The BBC Pride and Prejudice came out in 1995 right before I became friends with a large group of people from Ireland who had just moved to "the states" and it was all the girls in the group would talk about. Then I read the Bridget Jones books where they too obsessed. Then I saw the first Bridget Jones movie with the big irony / inside joke of Colin Firth cast as Mark Darcy. A very art imitates life imitates art twist that I think Jane Austen would have enjoyed.

So of course I've been enjoying PBS's "The Complete Jane Austen." I'm a total sucker for that period and style of English literature. Traipsing 'cross the grounds of country manors in empire waist dresses and ballet flats with men in top hats and riding boots. If it weren't for lack of things like gender equality, indoor plumbing, and anesthesia, a girl could get used to the idea of life like that.

Jane Austen is the epitome of this style and of telling a love story with a bit of an edge to it. Elizabeth Bennett is the epitome of those stories' heroines. Snarky, sarcastic, pessimistic, jaded, principled and stubborn. She's willing to wait for an offer of marriage based on love and to just the right person. A unique choice for some women at that time and a choice that meant she risked not only suffering the label of Tragic Spinster, but risked spending the rest of her days in squalid destitution.

Kind of puts my fear of becoming The Crazy Old Neighborhood Cat Lady in perspective.

The first installment of Pride and Prejudice was a bit dull, but this past Sunday was much better. Not only do we get to see a soggy Colin Firth strolling through the meadows of Pemberly, but we get to watch as Mr. Darcy's cold exterior starts to crack. Sigh.

Now, if only I could watch the finale in some killer rabbit slippers...



1 comment:

Unknown said...

La La La cannot hear you quoting (yet again) from that very odd little show we saw last weekend....la la la something about mocking you in your general die-rect-shion...ignoooooring you...

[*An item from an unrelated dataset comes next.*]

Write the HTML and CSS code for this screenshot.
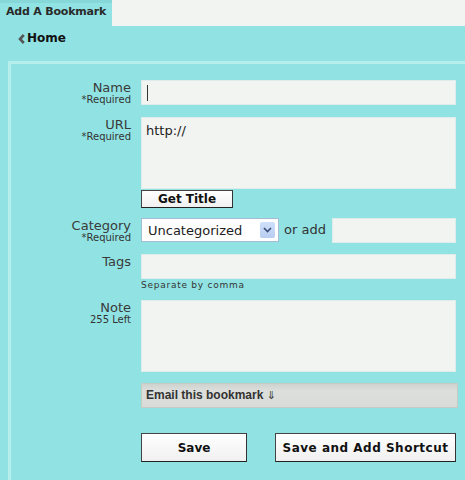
FILE: index.html
```html
<!DOCTYPE html>
<html>
<head>
<meta charset="utf-8">
<link rel="stylesheet" href="styles.css">
</head>
<body>
<div class="topbar">
  <div class="tab">Add A Bookmark</div>
  <div class="tabfill"></div>
</div>
<div class="nav"><svg class="chev" width="7" height="10" viewBox="0 0 7 10"><path d="M5.8 1 L2 5 L5.8 9" fill="none" stroke="#555" stroke-width="2.6"/></svg><span class="home">Home</span></div>
<div class="panel">
  <div class="row r-name">
    <div class="label"><div class="lt">Name</div><div class="req">*Required</div></div>
    <div class="ctl"><div class="field input"><span class="caret"></span></div></div>
  </div>
  <div class="row r-url">
    <div class="label"><div class="lt">URL</div><div class="req">*Required</div></div>
    <div class="ctl">
      <div class="field area url">http://</div>
      <button class="btn gettitle">Get Title</button>
    </div>
  </div>
  <div class="row r-cat">
    <div class="label"><div class="lt">Category</div><div class="req">*Required</div></div>
    <div class="ctl catline">
      <div class="select"><span class="seltext">Uncategorized</span><span class="selarrow"><svg width="9" height="6" viewBox="0 0 9 6"><path d="M1 1 L4.5 4.5 L8 1" fill="none" stroke="#3b4f7a" stroke-width="1.6"/></svg></span></div>
      <span class="oradd">or add</span>
      <div class="field input addcat"></div>
    </div>
  </div>
  <div class="row r-tags">
    <div class="label"><div class="lt">Tags</div></div>
    <div class="ctl">
      <div class="field input"></div>
      <div class="hint">Separate by comma</div>
    </div>
  </div>
  <div class="row r-note">
    <div class="label"><div class="lt">Note</div><div class="req">255 Left</div></div>
    <div class="ctl"><div class="field area note"></div></div>
  </div>
  <div class="row r-email">
    <div class="label"></div>
    <div class="ctl"><div class="emailbar">Email this bookmark <span class="darr">&#8659;</span></div></div>
  </div>
  <div class="row r-save">
    <div class="label"></div>
    <div class="ctl saveline">
      <button class="btn big save">Save</button>
      <button class="btn big shortcut">Save and Add Shortcut</button>
    </div>
  </div>
</div>
</body>
</html>
```

FILE: styles.css
```css
html, body {
  margin: 0;
  padding: 0;
}
body {
  background: #91e3e3;
  font-family: "DejaVu Sans", Verdana, sans-serif;
  color: #333;
  width: 465px;
  height: 480px;
  overflow: hidden;
}
.topbar {
  display: flex;
  height: 26px;
}
.tab {
  width: 106px;
  padding-left: 6px;
  border-top: 3px solid #86d8d8;
  font-size: 11px;
  font-weight: bold;
  color: #2a2a2a;
  line-height: 18px;
  letter-spacing: -0.2px;
}
.tabfill {
  flex: 1;
  background: #f2f4f2;
}
.nav {
  height: 35px;
  padding-left: 18px;
  display: flex;
  align-items: flex-start;
}
.chev {
  margin-top: 8px;
  margin-right: 2px;
}
.home {
  font-size: 12px;
  font-weight: bold;
  color: #111;
  line-height: 24px;
}
.panel {
  margin-left: 8px;
  border-top: 3px solid #b6eeee;
  border-left: 3px solid #b6eeee;
  padding-top: 16px;
  height: 420px;
}
.row {
  display: grid;
  grid-template-columns: 120px 315px;
  column-gap: 10px;
}
.label {
  text-align: right;
}
.lt {
  font-size: 13px;
  line-height: 15px;
  color: #3a3a3a;
}
.req {
  font-size: 10px;
  line-height: 10px;
  color: #333;
}
.field {
  background: #f2f4f2;
  border: 1px solid #dfecec;
  box-sizing: border-box;
  font-size: 13px;
  color: #222;
}
.input {
  height: 25px;
  position: relative;
}
.caret {
  position: absolute;
  left: 5px;
  top: 4px;
  width: 1px;
  height: 16px;
  background: #333;
}
.area {
  padding: 5px 4px;
}
.url {
  height: 72px;
}
.note {
  height: 72px;
}
.r-url { margin-top: 12px; }
.r-cat { margin-top: 10px; }
.r-tags { margin-top: 11px; }
.r-note { margin-top: 9px; }
.r-email { margin-top: 11px; }
.r-save { margin-top: 25px; }
.btn {
  font-family: "DejaVu Sans", Verdana, sans-serif;
  font-weight: bold;
  color: #111;
  background: linear-gradient(#ffffff, #f0f0f0);
  border: 1px solid #444;
  border-right-color: #333;
  border-bottom-color: #222;
  padding: 0;
  margin: 0;
  box-sizing: border-box;
  display: block;
}
.gettitle {
  width: 92px;
  height: 18px;
  margin-top: 1px;
  font-size: 12px;
  line-height: 15px;
}
.catline {
  display: flex;
  align-items: flex-start;
}
.select {
  width: 138px;
  height: 24px;
  box-sizing: border-box;
  background: #fff;
  border: 1px solid #a6bcd4;
  display: flex;
  align-items: center;
  justify-content: space-between;
  padding: 0 3px 0 6px;
}
.seltext {
  font-size: 13px;
  color: #222;
}
.selarrow {
  width: 15px;
  height: 16px;
  background: linear-gradient(#cfe0fa, #b7cdf2);
  border-radius: 2px;
  display: flex;
  align-items: center;
  justify-content: center;
}
.oradd {
  font-size: 13px;
  color: #333;
  margin-left: 5px;
  line-height: 24px;
}
.addcat {
  width: 124px;
  margin-left: 6px;
}
.hint {
  font-size: 9px;
  color: #333;
  letter-spacing: 0.75px;
  line-height: 11px;
  margin-top: 1px;
}
.emailbar {
  width: 317px;
  height: 25px;
  box-sizing: border-box;
  background: linear-gradient(#cfd3cf, #dcdfdb 30%, #d8dbd7);
  border: 1px solid #c4cac4;
  font-family: "Liberation Sans", Arial, sans-serif;
  font-weight: bold;
  font-size: 12px;
  color: #333;
  line-height: 23px;
  padding-left: 4px;
}
.darr {
  font-family: "DejaVu Sans", sans-serif;
  font-weight: normal;
  font-size: 11px;
}
.saveline {
  display: flex;
  gap: 28px;
}
.big {
  height: 29px;
  font-size: 12px;
}
.save {
  width: 106px;
}
.shortcut {
  width: 181px;
  letter-spacing: 0.5px;
}
```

I am listening to the soundtrack of Once on the web and..seriously...I am so ridiculously hooked. I do notice that my mood while typing is directly correlated with what I am hearing. Upbeat and pithy? That little ditty that they played on that keyboard during the montage scene in the lobby at the recording studio. Angry and Righteous? Most of his choruses. Meloncholy and teetering on the verge of calling every boy that ever broke my heart? All of her songs.

As for your other Britishy Behaviour this past weekend, I somehow hear your voice as all Bridgety when you refer to Mr. Dahcy. And I even know you are from this side of The Pond.